TASK DESCRIPTION -> Extract all lines in the data that contain the word "React".

::::::::

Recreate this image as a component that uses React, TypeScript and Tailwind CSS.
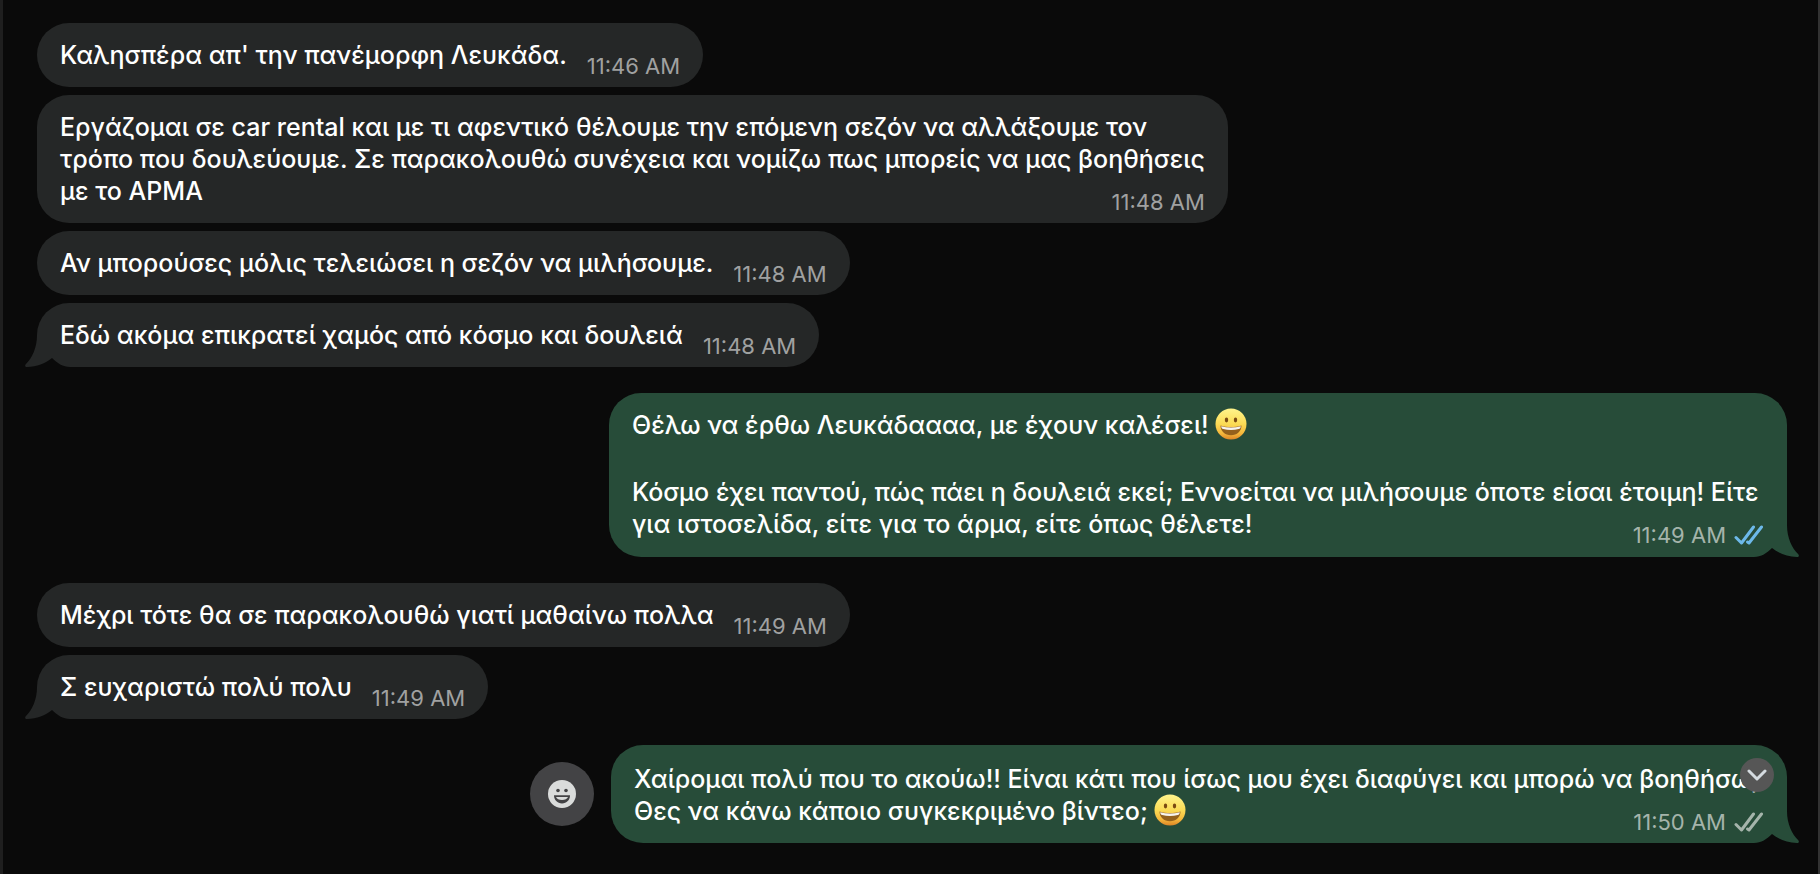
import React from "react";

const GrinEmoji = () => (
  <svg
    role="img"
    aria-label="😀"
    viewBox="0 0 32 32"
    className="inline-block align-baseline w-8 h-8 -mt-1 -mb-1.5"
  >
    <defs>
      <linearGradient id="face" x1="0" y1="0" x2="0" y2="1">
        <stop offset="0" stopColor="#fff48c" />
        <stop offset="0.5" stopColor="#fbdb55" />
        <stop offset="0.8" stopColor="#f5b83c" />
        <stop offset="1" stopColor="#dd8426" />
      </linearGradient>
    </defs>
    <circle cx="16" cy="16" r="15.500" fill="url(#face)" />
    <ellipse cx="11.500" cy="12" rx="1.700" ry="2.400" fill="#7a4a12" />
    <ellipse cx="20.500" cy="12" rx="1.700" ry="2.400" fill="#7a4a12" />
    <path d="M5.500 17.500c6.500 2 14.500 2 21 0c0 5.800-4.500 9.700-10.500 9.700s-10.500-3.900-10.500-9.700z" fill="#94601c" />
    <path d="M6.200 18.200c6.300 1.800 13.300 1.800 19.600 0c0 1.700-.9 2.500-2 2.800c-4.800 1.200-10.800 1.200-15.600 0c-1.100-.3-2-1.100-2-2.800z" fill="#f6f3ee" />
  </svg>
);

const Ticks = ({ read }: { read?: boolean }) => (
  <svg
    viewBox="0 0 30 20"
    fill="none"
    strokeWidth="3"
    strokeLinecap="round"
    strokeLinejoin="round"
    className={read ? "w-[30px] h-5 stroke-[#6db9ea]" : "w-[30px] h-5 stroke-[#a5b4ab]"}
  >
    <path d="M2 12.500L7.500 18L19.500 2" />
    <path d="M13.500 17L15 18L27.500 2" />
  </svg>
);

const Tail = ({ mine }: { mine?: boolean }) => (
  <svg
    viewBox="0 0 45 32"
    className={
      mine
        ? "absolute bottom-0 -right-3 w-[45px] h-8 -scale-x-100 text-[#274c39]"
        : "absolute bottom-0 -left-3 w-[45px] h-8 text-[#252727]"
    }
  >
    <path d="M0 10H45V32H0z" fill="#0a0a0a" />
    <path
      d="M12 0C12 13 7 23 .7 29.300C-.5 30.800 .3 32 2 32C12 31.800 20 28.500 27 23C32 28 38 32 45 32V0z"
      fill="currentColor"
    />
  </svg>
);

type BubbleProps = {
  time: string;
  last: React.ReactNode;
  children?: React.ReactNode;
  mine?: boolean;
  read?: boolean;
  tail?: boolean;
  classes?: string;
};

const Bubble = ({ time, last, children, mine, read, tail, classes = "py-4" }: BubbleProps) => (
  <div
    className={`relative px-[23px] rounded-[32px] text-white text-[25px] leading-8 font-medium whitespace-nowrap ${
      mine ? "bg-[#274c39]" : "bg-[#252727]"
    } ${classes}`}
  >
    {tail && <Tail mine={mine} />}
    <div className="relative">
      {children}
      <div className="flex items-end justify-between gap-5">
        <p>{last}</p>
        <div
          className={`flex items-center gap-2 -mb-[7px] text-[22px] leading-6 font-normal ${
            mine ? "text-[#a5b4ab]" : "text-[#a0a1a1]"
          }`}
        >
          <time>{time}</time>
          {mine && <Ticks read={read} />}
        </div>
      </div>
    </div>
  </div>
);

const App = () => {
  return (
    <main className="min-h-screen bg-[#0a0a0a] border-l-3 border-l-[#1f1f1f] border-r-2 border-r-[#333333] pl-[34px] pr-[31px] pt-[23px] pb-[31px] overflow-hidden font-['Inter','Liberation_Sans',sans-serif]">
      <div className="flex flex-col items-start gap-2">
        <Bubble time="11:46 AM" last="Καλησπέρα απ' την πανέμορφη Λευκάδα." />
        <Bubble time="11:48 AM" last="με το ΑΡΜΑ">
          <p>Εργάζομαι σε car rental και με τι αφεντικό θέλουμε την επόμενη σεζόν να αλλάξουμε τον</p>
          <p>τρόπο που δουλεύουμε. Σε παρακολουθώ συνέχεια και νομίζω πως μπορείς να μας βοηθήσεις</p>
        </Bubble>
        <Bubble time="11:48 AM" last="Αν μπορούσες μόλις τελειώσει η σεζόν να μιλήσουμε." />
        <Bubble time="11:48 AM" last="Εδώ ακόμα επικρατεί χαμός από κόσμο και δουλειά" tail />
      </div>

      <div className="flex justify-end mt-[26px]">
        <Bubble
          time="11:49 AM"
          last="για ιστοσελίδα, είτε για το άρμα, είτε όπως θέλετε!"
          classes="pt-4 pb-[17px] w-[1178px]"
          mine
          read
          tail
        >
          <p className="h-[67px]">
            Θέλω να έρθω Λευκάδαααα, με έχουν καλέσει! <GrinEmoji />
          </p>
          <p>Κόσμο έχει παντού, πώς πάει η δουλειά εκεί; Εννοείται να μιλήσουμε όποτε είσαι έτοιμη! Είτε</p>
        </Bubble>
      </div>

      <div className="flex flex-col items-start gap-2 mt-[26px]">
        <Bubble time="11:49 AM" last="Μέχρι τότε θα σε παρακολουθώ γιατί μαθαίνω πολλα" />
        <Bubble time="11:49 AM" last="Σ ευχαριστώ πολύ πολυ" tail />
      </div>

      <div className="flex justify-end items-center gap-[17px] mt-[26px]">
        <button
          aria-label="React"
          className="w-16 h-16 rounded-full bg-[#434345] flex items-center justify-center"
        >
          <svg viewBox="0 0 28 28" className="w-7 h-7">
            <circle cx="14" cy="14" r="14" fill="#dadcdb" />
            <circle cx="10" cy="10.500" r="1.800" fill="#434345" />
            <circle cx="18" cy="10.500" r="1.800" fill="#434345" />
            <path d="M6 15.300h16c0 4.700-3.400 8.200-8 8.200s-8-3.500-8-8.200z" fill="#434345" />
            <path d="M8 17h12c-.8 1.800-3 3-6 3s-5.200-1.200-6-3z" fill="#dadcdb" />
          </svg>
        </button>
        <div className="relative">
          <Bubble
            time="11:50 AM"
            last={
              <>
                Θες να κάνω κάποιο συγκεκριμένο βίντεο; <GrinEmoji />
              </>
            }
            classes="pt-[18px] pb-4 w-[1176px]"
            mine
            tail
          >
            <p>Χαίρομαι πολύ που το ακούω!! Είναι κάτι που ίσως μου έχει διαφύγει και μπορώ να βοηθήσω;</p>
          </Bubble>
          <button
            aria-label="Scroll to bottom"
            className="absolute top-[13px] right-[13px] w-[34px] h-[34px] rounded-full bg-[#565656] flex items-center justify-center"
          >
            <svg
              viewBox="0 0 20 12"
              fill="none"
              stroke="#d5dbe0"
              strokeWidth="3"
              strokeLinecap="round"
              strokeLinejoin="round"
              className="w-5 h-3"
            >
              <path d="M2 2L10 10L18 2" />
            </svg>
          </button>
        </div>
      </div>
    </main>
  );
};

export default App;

::::::::

TASK OUTPUT ->
Recreate this image as a component that uses React, TypeScript and Tailwind CSS.
import React from "react";
  last: React.ReactNode;
  children?: React.ReactNode;
          aria-label="React"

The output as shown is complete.